All the methods you will learn require you to carefully consider how the data were collected, how that pertains to the population of interest, and how that impacts the inferences that can be made. The scope of inference from the bottom of Figure 1.1 is our shorthand term for remembering to think about two aspects of the study – random assignment and random sampling. In a given situation, you need to use the description of the study to decide if the explanatory variable was randomly assigned to study units (this allows for causal inferences if differences are detected) or not (so no causal statements are possible). As an example, think about two studies, one where students are randomly assigned to either get tutoring with their statistics course or not and another where the students are asked at the end of the semester whether they sought out tutoring or not. Suppose we compare the final grades in the course for the two groups (tutoring/not) and find a big difference. In the first study with random assignment, we can say the tutoring caused the differences we observed. In the second, we could only say that the tutoring was associated with differences but because students self-selected the group they ended up in, we can’t say that the tutoring caused the differences. The other aspect of scope of inference concerns random sampling: If the data were obtained using a random sampling mechanism, then our inferences can be safely extended to the population that the sample was taken from. However, if we have a non-random sample, our inference can only apply to the sample collected. In the previous example, the difference would be studying a random sample of students from the population of, say, Introductory Statistics students at a university vs studying a sample of students that volunteered for the research project, maybe for extra credit in the class. We could still randomly assign them to tutoring/not but the non-random sample would only lead to conclusions about those students that volunteered. The most powerful scope of inference is when there are randomly assigned levels of explanatory variables with a random sample from a population – conclusions would be about causal impacts that would happen in the population.
By the end of this material, you should have some basic R skills and abilities to create basic ANOVA and Regression models, as well as to handle Chi-square testing situations. Together, this should prepare you for future statistics courses or for other situations where you are expected to be able to identify an appropriate analysis, do the calculations and required graphics using the data set, and then effectively communicate interpretations for the methods discussed here.
R Core Team. 2019. R: A Language and Environment for Statistical Computing. Vienna, Austria: R Foundation for Statistical Computing. https://www.R-project.org/.

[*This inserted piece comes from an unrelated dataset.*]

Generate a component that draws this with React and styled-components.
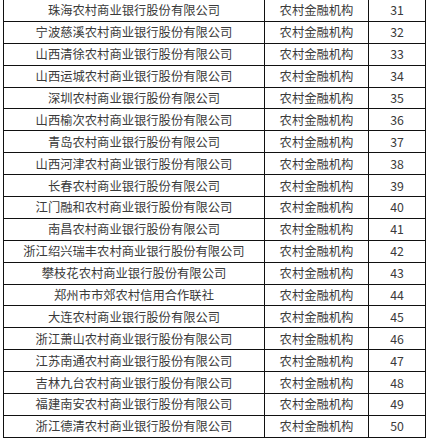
import React from "react";
import styled, { createGlobalStyle } from "styled-components";

const rows = [
  ["珠海农村商业银行股份有限公司", 31],
  ["宁波慈溪农村商业银行股份有限公司", 32],
  ["山西清徐农村商业银行股份有限公司", 33],
  ["山西运城农村商业银行股份有限公司", 34],
  ["深圳农村商业银行股份有限公司", 35],
  ["山西榆次农村商业银行股份有限公司", 36],
  ["青岛农村商业银行股份有限公司", 37],
  ["山西河津农村商业银行股份有限公司", 38],
  ["长春农村商业银行股份有限公司", 39],
  ["江门融和农村商业银行股份有限公司", 40],
  ["南昌农村商业银行股份有限公司", 41],
  ["浙江绍兴瑞丰农村商业银行股份有限公司", 42],
  ["攀枝花农村商业银行股份有限公司", 43],
  ["郑州市市郊农村信用合作联社", 44],
  ["大连农村商业银行股份有限公司", 45],
  ["浙江萧山农村商业银行股份有限公司", 46],
  ["江苏南通农村商业银行股份有限公司", 47],
  ["吉林九台农村商业银行股份有限公司", 48],
  ["福建南安农村商业银行股份有限公司", 49],
  ["浙江德清农村商业银行股份有限公司", 50],
];

const GlobalStyle = createGlobalStyle`
  html, body {
    margin: 0;
    padding: 0;
    background: #ffffff;
  }
`;

const Page = styled.div`
  padding: 0 0 0 3px;
  margin-top: -1px;
`;

const Table = styled.table`
  border-collapse: collapse;
  table-layout: fixed;
  width: 423px;
  font-family: "Microsoft YaHei", "Noto Sans CJK SC", sans-serif;
  font-size: 12.3px;
  color: #3a3a3a;
`;

const Cell = styled.td`
  width: ${(p) => p.$w}px;
  height: 20.9px;
  padding: 0;
  border: 1px solid #111;
  text-align: center;
  vertical-align: middle;
  line-height: 14px;
  white-space: nowrap;
  overflow: hidden;
`;

export default function App() {
  return (
    <Page>
      <GlobalStyle />
      <Table>
        <tbody>
          {rows.map(([name, num]) => (
            <tr key={num}>
              <Cell $w={260}>{name}</Cell>
              <Cell $w={103}>农村金融机构</Cell>
              <Cell $w={56}>{num}</Cell>
            </tr>
          ))}
        </tbody>
      </Table>
    </Page>
  );
}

A placebo is a treatment level designed to mimic the potentially efficacious level(s) but that can have no actual effect. The placebo effect is the effect that thinking that an effective treatment was received has on subjects. There are other related issues in performing experiments like the Hawthorne or observer effect where subjects modify behavior because they are being observed.↩
We will reserve the term “effect” for situations where we could potentially infer causal impacts on the response of the explanatory variable which occurs in situations where the levels of the explanatory variable are randomly assigned to the subjects.↩